►
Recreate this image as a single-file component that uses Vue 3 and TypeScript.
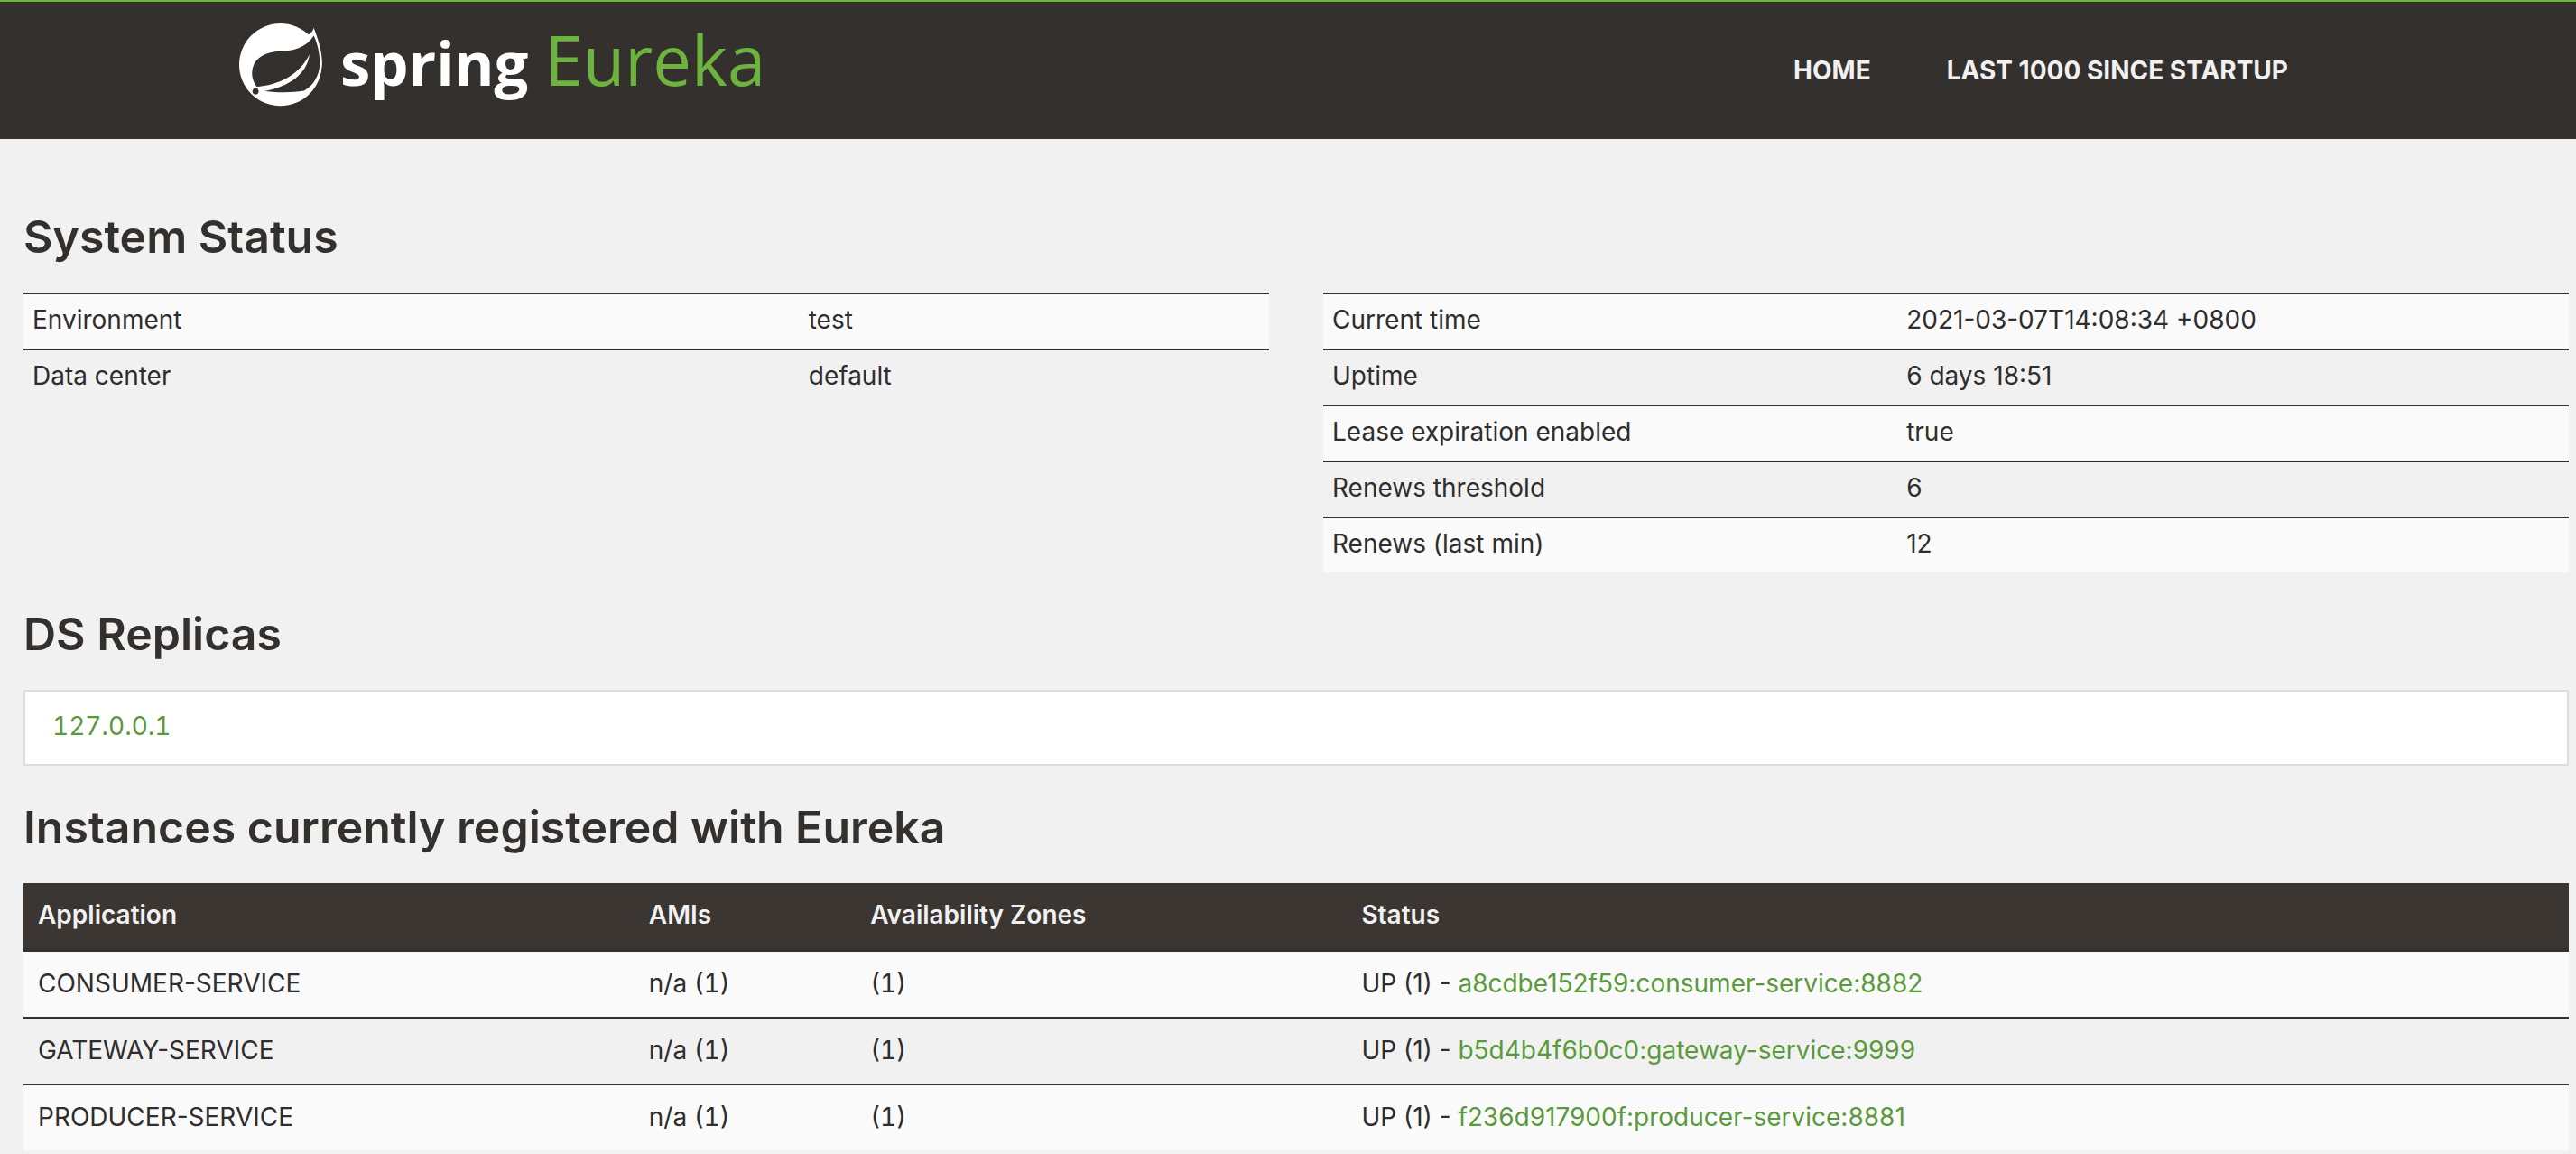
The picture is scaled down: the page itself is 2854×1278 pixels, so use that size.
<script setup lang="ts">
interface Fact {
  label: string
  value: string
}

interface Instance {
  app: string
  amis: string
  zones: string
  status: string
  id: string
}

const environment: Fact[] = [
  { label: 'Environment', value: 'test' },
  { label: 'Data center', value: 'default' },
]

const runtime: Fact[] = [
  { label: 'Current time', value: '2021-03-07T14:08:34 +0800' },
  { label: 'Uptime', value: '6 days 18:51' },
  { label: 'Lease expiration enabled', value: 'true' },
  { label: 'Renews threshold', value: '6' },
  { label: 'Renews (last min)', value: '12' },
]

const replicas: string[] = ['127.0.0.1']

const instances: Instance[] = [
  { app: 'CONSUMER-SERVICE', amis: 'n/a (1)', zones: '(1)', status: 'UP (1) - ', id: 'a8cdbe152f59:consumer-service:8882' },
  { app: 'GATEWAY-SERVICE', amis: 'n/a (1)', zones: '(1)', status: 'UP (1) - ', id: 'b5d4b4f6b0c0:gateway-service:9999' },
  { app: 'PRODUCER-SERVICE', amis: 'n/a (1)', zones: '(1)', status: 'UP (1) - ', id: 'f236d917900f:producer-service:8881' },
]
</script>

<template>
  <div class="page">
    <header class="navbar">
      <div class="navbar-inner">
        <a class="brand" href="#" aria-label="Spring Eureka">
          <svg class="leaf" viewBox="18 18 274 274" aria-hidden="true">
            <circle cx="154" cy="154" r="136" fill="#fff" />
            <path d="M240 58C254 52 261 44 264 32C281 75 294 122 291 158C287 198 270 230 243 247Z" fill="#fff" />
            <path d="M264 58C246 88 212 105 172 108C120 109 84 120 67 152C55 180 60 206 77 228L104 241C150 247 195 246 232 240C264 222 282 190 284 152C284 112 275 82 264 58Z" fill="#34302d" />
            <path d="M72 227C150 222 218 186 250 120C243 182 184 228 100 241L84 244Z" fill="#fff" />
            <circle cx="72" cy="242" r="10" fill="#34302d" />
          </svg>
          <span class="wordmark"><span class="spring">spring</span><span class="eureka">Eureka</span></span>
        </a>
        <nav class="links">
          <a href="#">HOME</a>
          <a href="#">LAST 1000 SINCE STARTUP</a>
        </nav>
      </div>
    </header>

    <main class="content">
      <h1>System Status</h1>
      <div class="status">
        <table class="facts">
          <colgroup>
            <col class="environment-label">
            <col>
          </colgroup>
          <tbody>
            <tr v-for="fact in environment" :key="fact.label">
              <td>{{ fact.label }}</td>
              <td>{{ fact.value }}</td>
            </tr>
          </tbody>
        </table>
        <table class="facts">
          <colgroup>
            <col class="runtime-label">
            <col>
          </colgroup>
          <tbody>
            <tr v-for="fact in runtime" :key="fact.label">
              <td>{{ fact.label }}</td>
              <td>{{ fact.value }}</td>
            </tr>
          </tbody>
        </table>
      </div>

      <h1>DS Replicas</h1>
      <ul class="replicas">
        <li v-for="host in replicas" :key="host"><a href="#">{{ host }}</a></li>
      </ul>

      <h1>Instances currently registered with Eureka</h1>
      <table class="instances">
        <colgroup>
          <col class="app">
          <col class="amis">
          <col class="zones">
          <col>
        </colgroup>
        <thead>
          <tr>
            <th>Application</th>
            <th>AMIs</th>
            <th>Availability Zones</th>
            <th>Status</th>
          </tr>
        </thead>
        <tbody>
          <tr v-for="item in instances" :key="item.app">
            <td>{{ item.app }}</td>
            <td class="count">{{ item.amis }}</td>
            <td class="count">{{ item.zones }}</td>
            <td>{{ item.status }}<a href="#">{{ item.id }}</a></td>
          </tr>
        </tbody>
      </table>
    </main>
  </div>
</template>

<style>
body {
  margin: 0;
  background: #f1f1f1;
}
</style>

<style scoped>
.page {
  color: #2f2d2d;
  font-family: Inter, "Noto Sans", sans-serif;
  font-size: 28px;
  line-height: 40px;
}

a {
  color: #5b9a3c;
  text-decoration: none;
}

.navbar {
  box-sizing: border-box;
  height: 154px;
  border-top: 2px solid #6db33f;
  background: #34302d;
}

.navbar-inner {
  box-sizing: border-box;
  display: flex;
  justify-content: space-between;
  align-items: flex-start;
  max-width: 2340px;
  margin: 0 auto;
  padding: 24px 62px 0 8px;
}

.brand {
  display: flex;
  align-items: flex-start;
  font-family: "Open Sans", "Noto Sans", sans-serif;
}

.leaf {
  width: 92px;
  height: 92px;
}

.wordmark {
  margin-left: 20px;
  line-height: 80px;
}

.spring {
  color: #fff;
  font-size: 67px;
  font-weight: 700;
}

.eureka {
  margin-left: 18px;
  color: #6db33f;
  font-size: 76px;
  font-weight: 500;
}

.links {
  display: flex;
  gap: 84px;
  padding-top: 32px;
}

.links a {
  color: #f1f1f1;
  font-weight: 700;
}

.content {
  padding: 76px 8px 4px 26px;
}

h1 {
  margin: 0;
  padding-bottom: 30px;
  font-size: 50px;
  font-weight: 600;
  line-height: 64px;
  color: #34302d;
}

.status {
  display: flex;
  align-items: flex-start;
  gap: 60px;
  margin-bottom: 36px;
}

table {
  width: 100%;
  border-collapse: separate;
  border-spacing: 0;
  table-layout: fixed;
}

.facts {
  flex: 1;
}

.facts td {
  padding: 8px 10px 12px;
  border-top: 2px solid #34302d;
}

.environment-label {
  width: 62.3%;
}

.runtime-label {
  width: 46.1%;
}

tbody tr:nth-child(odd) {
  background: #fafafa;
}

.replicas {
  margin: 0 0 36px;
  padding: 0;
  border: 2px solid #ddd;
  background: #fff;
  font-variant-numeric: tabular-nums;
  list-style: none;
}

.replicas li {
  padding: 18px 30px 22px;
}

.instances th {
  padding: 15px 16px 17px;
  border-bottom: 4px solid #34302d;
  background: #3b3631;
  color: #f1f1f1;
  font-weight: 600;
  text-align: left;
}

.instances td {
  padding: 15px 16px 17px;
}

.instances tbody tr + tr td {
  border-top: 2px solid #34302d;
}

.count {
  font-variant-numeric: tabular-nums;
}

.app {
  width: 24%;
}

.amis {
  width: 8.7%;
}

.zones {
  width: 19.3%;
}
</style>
◄
* Directions:
Reproduce the listing above exactly, excluding all pictures.

* The result:
Recreate this image as a single-file component that uses Vue 3 and TypeScript.
The picture is scaled down: the page itself is 2854×1278 pixels, so use that size.
<script setup lang="ts">
interface Fact {
  label: string
  value: string
}

interface Instance {
  app: string
  amis: string
  zones: string
  status: string
  id: string
}

const environment: Fact[] = [
  { label: 'Environment', value: 'test' },
  { label: 'Data center', value: 'default' },
]

const runtime: Fact[] = [
  { label: 'Current time', value: '2021-03-07T14:08:34 +0800' },
  { label: 'Uptime', value: '6 days 18:51' },
  { label: 'Lease expiration enabled', value: 'true' },
  { label: 'Renews threshold', value: '6' },
  { label: 'Renews (last min)', value: '12' },
]

const replicas: string[] = ['127.0.0.1']

const instances: Instance[] = [
  { app: 'CONSUMER-SERVICE', amis: 'n/a (1)', zones: '(1)', status: 'UP (1) - ', id: 'a8cdbe152f59:consumer-service:8882' },
  { app: 'GATEWAY-SERVICE', amis: 'n/a (1)', zones: '(1)', status: 'UP (1) - ', id: 'b5d4b4f6b0c0:gateway-service:9999' },
  { app: 'PRODUCER-SERVICE', amis: 'n/a (1)', zones: '(1)', status: 'UP (1) - ', id: 'f236d917900f:producer-service:8881' },
]
</script>

<template>
  <div class="page">
    <header class="navbar">
      <div class="navbar-inner">
        <a class="brand" href="#" aria-label="Spring Eureka">
          <svg class="leaf" viewBox="18 18 274 274" aria-hidden="true">
            <circle cx="154" cy="154" r="136" fill="#fff" />
            <path d="M240 58C254 52 261 44 264 32C281 75 294 122 291 158C287 198 270 230 243 247Z" fill="#fff" />
            <path d="M264 58C246 88 212 105 172 108C120 109 84 120 67 152C55 180 60 206 77 228L104 241C150 247 195 246 232 240C264 222 282 190 284 152C284 112 275 82 264 58Z" fill="#34302d" />
            <path d="M72 227C150 222 218 186 250 120C243 182 184 228 100 241L84 244Z" fill="#fff" />
            <circle cx="72" cy="242" r="10" fill="#34302d" />
          </svg>
          <span class="wordmark"><span class="spring">spring</span><span class="eureka">Eureka</span></span>
        </a>
        <nav class="links">
          <a href="#">HOME</a>
          <a href="#">LAST 1000 SINCE STARTUP</a>
        </nav>
      </div>
    </header>

    <main class="content">
      <h1>System Status</h1>
      <div class="status">
        <table class="facts">
          <colgroup>
            <col class="environment-label">
            <col>
          </colgroup>
          <tbody>
            <tr v-for="fact in environment" :key="fact.label">
              <td>{{ fact.label }}</td>
              <td>{{ fact.value }}</td>
            </tr>
          </tbody>
        </table>
        <table class="facts">
          <colgroup>
            <col class="runtime-label">
            <col>
          </colgroup>
          <tbody>
            <tr v-for="fact in runtime" :key="fact.label">
              <td>{{ fact.label }}</td>
              <td>{{ fact.value }}</td>
            </tr>
          </tbody>
        </table>
      </div>

      <h1>DS Replicas</h1>
      <ul class="replicas">
        <li v-for="host in replicas" :key="host"><a href="#">{{ host }}</a></li>
      </ul>

      <h1>Instances currently registered with Eureka</h1>
      <table class="instances">
        <colgroup>
          <col class="app">
          <col class="amis">
          <col class="zones">
          <col>
        </colgroup>
        <thead>
          <tr>
            <th>Application</th>
            <th>AMIs</th>
            <th>Availability Zones</th>
            <th>Status</th>
          </tr>
        </thead>
        <tbody>
          <tr v-for="item in instances" :key="item.app">
            <td>{{ item.app }}</td>
            <td class="count">{{ item.amis }}</td>
            <td class="count">{{ item.zones }}</td>
            <td>{{ item.status }}<a href="#">{{ item.id }}</a></td>
          </tr>
        </tbody>
      </table>
    </main>
  </div>
</template>

<style>
body {
  margin: 0;
  background: #f1f1f1;
}
</style>

<style scoped>
.page {
  color: #2f2d2d;
  font-family: Inter, "Noto Sans", sans-serif;
  font-size: 28px;
  line-height: 40px;
}

a {
  color: #5b9a3c;
  text-decoration: none;
}

.navbar {
  box-sizing: border-box;
  height: 154px;
  border-top: 2px solid #6db33f;
  background: #34302d;
}

.navbar-inner {
  box-sizing: border-box;
  display: flex;
  justify-content: space-between;
  align-items: flex-start;
  max-width: 2340px;
  margin: 0 auto;
  padding: 24px 62px 0 8px;
}

.brand {
  display: flex;
  align-items: flex-start;
  font-family: "Open Sans", "Noto Sans", sans-serif;
}

.leaf {
  width: 92px;
  height: 92px;
}

.wordmark {
  margin-left: 20px;
  line-height: 80px;
}

.spring {
  color: #fff;
  font-size: 67px;
  font-weight: 700;
}

.eureka {
  margin-left: 18px;
  color: #6db33f;
  font-size: 76px;
  font-weight: 500;
}

.links {
  display: flex;
  gap: 84px;
  padding-top: 32px;
}

.links a {
  color: #f1f1f1;
  font-weight: 700;
}

.content {
  padding: 76px 8px 4px 26px;
}

h1 {
  margin: 0;
  padding-bottom: 30px;
  font-size: 50px;
  font-weight: 600;
  line-height: 64px;
  color: #34302d;
}

.status {
  display: flex;
  align-items: flex-start;
  gap: 60px;
  margin-bottom: 36px;
}

table {
  width: 100%;
  border-collapse: separate;
  border-spacing: 0;
  table-layout: fixed;
}

.facts {
  flex: 1;
}

.facts td {
  padding: 8px 10px 12px;
  border-top: 2px solid #34302d;
}

.environment-label {
  width: 62.3%;
}

.runtime-label {
  width: 46.1%;
}

tbody tr:nth-child(odd) {
  background: #fafafa;
}

.replicas {
  margin: 0 0 36px;
  padding: 0;
  border: 2px solid #ddd;
  background: #fff;
  font-variant-numeric: tabular-nums;
  list-style: none;
}

.replicas li {
  padding: 18px 30px 22px;
}

.instances th {
  padding: 15px 16px 17px;
  border-bottom: 4px solid #34302d;
  background: #3b3631;
  color: #f1f1f1;
  font-weight: 600;
  text-align: left;
}

.instances td {
  padding: 15px 16px 17px;
}

.instances tbody tr + tr td {
  border-top: 2px solid #34302d;
}

.count {
  font-variant-numeric: tabular-nums;
}

.app {
  width: 24%;
}

.amis {
  width: 8.7%;
}

.zones {
  width: 19.3%;
}
</style>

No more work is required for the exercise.